:: Stated task ::
Pick out each line containing the string "this" and copy it.

****************

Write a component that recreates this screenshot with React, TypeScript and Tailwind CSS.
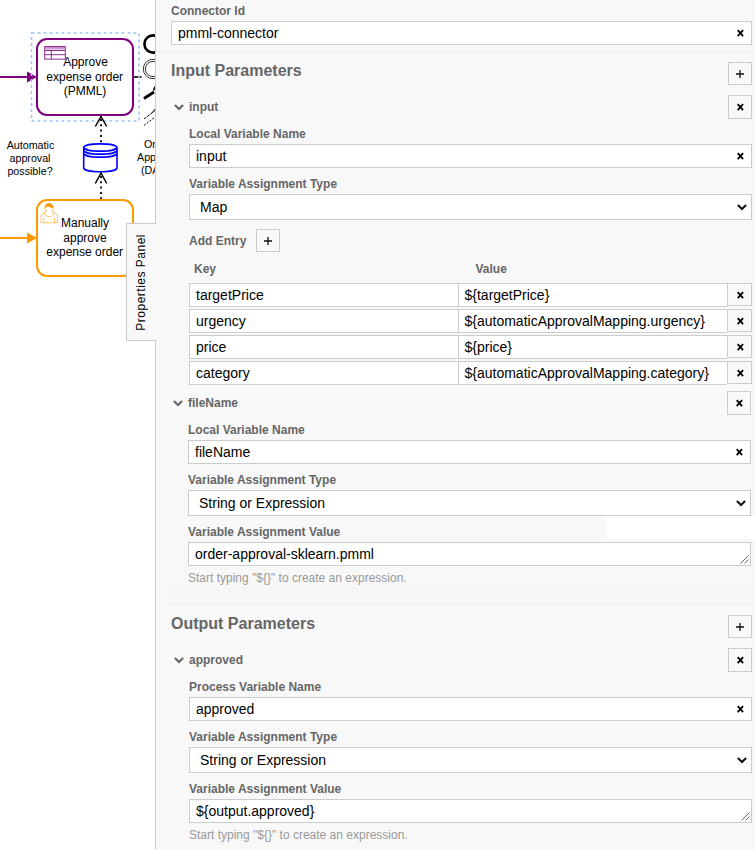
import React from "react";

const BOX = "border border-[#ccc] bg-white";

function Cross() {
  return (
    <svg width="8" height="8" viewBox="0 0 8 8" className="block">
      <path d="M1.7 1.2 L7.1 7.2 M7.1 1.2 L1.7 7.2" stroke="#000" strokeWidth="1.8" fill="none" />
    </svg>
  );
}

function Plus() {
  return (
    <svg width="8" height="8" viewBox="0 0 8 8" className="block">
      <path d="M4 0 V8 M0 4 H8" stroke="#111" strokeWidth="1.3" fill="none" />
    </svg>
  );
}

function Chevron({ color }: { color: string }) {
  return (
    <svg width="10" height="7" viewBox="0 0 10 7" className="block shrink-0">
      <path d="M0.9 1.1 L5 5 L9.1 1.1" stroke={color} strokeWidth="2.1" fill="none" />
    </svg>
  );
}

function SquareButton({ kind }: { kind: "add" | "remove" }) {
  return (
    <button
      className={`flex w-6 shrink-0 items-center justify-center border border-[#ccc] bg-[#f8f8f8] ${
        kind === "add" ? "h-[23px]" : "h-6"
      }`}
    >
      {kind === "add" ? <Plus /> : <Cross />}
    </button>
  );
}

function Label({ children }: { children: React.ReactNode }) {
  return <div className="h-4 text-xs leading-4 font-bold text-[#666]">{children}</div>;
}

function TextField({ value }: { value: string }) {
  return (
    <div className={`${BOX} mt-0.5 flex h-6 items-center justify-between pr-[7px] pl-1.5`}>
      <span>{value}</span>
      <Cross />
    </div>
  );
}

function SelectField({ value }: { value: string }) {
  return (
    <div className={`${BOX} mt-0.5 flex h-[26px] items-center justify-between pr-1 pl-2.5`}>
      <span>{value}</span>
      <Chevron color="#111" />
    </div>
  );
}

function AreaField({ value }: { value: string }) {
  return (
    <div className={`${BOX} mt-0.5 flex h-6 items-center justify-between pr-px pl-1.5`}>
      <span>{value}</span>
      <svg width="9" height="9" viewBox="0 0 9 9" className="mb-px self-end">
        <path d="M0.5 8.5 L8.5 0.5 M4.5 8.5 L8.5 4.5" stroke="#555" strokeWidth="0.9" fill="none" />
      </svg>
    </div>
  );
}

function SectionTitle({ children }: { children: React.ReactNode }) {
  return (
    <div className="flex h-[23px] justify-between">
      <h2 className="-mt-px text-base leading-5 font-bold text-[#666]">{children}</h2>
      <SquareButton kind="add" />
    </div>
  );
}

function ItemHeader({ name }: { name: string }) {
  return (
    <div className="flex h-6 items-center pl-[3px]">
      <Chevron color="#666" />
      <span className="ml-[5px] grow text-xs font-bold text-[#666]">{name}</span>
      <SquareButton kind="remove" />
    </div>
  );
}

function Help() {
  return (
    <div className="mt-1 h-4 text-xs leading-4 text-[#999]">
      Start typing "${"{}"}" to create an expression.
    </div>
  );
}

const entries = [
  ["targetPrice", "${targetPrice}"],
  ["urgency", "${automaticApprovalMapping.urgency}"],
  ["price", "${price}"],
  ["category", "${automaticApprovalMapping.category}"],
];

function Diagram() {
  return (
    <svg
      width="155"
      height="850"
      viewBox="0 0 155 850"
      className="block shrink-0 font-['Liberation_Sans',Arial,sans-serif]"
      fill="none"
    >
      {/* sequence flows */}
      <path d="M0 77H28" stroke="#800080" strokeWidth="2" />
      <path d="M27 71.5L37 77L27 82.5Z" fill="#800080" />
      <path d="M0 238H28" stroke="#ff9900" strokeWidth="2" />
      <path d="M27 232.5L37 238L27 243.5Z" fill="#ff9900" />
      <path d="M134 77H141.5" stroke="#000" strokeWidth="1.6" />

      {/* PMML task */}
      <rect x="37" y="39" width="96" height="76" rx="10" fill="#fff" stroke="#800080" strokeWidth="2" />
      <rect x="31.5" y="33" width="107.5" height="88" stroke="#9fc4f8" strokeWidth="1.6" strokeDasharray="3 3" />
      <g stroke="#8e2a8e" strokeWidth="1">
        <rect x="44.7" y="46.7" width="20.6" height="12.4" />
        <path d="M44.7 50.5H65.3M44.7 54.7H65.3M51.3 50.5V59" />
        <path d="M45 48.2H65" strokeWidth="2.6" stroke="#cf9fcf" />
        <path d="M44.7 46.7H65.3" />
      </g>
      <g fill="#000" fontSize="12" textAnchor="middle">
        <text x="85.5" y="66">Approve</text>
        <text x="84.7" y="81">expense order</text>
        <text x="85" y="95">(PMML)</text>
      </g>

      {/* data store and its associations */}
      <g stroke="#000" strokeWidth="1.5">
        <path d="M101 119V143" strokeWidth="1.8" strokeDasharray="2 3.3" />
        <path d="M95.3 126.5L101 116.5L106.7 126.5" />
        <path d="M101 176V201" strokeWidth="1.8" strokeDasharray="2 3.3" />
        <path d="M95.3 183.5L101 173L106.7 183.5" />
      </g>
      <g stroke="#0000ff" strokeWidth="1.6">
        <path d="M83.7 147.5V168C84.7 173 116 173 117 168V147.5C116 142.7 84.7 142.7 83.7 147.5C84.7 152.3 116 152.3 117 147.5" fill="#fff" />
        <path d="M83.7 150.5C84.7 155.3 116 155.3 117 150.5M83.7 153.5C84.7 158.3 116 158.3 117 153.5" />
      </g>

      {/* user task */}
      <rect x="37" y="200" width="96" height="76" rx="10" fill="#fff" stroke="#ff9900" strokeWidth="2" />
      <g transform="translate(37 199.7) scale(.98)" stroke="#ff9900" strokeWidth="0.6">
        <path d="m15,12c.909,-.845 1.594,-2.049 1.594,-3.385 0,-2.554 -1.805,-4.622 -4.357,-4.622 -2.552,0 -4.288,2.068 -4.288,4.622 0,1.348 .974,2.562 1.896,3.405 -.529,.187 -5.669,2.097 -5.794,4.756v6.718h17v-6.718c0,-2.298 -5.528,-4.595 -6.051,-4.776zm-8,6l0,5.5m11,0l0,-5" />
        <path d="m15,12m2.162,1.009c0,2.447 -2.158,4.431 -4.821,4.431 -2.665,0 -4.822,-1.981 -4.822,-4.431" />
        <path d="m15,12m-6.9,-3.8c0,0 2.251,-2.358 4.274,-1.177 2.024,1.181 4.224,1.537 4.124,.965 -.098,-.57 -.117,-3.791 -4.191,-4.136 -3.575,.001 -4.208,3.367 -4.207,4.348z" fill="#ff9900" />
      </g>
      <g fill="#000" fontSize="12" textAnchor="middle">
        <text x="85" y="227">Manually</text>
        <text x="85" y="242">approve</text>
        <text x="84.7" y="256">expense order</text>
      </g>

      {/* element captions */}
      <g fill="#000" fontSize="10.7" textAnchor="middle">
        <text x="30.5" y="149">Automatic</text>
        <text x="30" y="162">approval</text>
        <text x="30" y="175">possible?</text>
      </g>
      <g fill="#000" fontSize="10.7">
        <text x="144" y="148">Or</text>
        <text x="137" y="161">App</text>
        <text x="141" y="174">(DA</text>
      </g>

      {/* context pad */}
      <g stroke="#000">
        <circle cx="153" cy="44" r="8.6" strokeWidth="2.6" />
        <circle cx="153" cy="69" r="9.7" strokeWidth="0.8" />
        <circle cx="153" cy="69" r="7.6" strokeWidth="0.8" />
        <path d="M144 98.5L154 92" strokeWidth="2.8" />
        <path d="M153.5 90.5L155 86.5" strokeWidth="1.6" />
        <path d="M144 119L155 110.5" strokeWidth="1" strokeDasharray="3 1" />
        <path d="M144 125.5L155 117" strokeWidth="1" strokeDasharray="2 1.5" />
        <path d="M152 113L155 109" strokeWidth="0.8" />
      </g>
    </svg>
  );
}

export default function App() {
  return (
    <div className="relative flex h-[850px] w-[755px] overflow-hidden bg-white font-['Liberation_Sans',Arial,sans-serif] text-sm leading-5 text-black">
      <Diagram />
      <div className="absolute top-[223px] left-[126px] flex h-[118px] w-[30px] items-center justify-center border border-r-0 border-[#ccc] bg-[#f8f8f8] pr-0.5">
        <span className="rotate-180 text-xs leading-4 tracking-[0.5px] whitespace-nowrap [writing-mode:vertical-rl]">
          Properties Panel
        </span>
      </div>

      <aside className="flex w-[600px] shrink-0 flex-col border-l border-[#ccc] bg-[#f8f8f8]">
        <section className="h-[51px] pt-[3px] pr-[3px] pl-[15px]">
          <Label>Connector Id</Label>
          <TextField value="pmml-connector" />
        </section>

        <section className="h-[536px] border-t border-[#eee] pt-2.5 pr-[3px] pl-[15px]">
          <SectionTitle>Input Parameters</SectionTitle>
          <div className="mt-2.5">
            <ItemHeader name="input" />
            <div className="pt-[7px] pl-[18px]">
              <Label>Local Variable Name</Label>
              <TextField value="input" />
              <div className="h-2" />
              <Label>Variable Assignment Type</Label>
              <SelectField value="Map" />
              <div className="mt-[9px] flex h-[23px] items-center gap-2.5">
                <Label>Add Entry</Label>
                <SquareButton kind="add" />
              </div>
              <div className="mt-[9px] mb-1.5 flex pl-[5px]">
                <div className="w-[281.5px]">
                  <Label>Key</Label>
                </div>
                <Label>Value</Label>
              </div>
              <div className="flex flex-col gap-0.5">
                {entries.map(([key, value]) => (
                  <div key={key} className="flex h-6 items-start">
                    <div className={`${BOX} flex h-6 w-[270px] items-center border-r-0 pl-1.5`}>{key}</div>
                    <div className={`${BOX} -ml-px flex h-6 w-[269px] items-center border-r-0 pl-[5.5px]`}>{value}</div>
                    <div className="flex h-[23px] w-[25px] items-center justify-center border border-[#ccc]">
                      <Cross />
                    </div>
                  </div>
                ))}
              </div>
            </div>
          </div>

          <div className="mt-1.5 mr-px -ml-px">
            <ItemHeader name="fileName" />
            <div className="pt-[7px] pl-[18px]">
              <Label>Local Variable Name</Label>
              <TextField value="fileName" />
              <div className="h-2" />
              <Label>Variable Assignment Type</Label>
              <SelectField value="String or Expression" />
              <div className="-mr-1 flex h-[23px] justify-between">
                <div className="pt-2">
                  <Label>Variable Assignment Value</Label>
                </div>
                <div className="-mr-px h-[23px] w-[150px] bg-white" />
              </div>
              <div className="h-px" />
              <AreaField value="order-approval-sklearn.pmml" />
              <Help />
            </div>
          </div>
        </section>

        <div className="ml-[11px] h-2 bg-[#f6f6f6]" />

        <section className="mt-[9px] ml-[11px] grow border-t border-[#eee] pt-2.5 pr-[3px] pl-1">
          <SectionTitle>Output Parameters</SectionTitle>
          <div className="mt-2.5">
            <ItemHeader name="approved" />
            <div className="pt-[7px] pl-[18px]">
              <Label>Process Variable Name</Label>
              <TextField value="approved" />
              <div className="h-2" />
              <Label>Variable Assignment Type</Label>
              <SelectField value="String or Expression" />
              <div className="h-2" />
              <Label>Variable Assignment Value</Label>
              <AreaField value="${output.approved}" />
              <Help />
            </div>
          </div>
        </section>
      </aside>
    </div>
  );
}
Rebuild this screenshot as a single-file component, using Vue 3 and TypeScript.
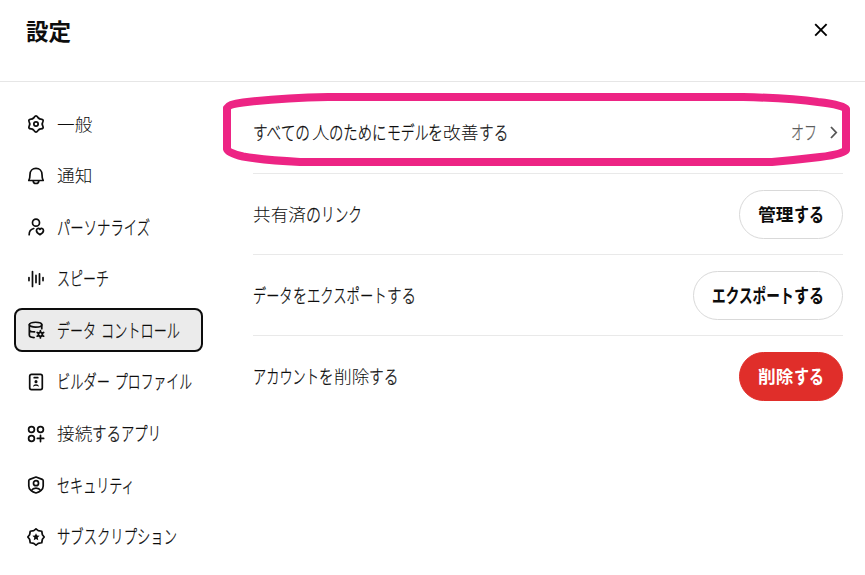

****************

:: Task output ::
Write a component that recreates this screenshot with React, TypeScript and Tailwind CSS.
Rebuild this screenshot as a single-file component, using Vue 3 and TypeScript.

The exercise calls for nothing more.